## [EXERCISE OBJECTIVE]
Check every line of the data below for the string "component", and copy the ones that hold it.

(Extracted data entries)
......

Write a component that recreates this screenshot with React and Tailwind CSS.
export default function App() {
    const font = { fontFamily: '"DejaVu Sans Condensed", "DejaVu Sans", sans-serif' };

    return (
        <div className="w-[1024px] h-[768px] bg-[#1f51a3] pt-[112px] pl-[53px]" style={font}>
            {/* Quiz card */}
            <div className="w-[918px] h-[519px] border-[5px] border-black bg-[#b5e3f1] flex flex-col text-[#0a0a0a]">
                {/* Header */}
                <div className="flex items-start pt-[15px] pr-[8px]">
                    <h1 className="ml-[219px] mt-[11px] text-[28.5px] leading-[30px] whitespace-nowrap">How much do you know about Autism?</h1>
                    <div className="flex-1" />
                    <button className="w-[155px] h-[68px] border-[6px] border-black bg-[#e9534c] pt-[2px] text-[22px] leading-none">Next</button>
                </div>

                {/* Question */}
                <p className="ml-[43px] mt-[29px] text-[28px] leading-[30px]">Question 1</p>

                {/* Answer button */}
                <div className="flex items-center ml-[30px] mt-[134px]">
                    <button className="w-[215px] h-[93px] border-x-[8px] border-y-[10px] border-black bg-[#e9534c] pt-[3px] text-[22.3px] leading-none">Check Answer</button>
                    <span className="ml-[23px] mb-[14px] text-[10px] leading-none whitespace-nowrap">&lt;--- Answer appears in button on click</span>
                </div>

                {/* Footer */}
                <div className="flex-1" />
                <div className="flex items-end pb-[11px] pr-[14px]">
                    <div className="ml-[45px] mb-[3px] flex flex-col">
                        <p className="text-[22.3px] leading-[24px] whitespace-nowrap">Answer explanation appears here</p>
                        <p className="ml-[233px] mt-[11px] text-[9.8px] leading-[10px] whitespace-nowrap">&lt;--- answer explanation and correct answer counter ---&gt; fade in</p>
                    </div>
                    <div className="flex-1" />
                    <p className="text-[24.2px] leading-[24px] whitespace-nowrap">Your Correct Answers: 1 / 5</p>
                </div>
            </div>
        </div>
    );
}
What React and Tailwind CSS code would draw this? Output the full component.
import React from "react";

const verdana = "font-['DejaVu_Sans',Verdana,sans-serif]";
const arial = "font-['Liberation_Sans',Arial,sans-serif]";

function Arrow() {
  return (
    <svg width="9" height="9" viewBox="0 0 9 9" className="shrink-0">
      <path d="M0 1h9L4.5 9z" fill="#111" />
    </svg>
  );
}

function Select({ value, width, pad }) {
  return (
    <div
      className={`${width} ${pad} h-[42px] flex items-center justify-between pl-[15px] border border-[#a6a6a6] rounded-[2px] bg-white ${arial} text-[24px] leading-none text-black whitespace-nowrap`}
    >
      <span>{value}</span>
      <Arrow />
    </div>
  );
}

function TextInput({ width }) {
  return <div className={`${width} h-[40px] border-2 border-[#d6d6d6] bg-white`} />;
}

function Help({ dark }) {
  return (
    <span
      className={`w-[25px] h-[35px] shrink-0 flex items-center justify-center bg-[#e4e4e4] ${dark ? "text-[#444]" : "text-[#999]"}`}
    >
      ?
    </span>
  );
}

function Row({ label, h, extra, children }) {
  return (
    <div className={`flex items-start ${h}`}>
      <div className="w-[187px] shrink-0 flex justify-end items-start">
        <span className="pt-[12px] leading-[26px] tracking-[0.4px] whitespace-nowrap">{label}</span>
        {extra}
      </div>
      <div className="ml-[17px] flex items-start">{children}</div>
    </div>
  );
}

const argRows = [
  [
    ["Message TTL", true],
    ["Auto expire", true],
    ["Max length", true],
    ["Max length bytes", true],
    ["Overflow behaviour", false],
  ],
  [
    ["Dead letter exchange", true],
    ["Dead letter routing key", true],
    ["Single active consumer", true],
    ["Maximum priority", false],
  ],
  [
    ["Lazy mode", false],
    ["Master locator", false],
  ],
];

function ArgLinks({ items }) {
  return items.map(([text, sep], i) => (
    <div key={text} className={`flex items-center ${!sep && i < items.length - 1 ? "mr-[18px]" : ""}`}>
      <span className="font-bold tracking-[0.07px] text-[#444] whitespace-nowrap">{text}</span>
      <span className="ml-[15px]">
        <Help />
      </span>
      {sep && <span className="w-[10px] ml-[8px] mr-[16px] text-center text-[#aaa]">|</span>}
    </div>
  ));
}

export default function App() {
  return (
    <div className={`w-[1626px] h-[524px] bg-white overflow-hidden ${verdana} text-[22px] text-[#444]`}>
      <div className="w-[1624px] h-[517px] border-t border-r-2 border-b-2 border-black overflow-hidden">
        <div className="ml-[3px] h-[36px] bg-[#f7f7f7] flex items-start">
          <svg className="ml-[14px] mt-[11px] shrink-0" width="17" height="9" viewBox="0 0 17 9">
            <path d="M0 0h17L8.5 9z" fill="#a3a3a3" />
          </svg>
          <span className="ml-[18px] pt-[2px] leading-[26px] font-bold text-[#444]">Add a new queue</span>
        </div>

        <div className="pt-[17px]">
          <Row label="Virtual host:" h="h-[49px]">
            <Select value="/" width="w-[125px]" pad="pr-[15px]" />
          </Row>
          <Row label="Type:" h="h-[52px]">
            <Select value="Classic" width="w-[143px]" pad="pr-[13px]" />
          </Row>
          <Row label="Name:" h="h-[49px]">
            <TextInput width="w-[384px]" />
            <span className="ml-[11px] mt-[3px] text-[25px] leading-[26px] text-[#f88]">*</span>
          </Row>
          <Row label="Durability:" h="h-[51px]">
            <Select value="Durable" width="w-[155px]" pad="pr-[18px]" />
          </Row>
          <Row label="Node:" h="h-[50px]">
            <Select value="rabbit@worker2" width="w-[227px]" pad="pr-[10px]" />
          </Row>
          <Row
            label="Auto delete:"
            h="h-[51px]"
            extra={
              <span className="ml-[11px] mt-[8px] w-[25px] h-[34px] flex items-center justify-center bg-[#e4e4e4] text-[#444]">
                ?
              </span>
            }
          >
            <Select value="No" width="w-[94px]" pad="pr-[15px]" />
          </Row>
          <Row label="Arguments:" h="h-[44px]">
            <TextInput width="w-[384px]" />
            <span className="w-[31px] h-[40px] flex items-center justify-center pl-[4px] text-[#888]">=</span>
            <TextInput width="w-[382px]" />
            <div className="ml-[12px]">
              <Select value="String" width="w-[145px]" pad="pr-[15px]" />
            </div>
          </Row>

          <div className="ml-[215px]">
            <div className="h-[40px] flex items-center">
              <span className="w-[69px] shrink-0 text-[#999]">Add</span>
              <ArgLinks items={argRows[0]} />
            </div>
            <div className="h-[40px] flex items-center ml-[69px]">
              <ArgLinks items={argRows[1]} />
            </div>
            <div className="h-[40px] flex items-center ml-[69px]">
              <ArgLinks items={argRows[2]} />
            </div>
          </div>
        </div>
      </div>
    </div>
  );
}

......

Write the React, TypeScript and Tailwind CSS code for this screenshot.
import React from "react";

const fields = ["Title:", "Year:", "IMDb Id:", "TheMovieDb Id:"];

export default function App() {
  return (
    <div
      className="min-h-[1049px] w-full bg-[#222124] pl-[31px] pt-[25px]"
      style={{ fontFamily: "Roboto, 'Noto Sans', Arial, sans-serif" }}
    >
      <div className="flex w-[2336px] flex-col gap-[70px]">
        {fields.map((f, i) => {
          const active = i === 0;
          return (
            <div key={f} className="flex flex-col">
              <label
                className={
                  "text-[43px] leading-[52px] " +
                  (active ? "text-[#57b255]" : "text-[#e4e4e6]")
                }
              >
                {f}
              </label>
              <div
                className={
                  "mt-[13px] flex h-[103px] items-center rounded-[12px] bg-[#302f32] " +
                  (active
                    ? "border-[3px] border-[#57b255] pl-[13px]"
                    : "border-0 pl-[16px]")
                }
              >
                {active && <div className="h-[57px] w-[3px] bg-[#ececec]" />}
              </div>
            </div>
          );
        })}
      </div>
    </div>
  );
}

......

## [RESPONSE TO THE TASK]
Write a component that recreates this screenshot with React and Tailwind CSS.
What React and Tailwind CSS code would draw this? Output the full component.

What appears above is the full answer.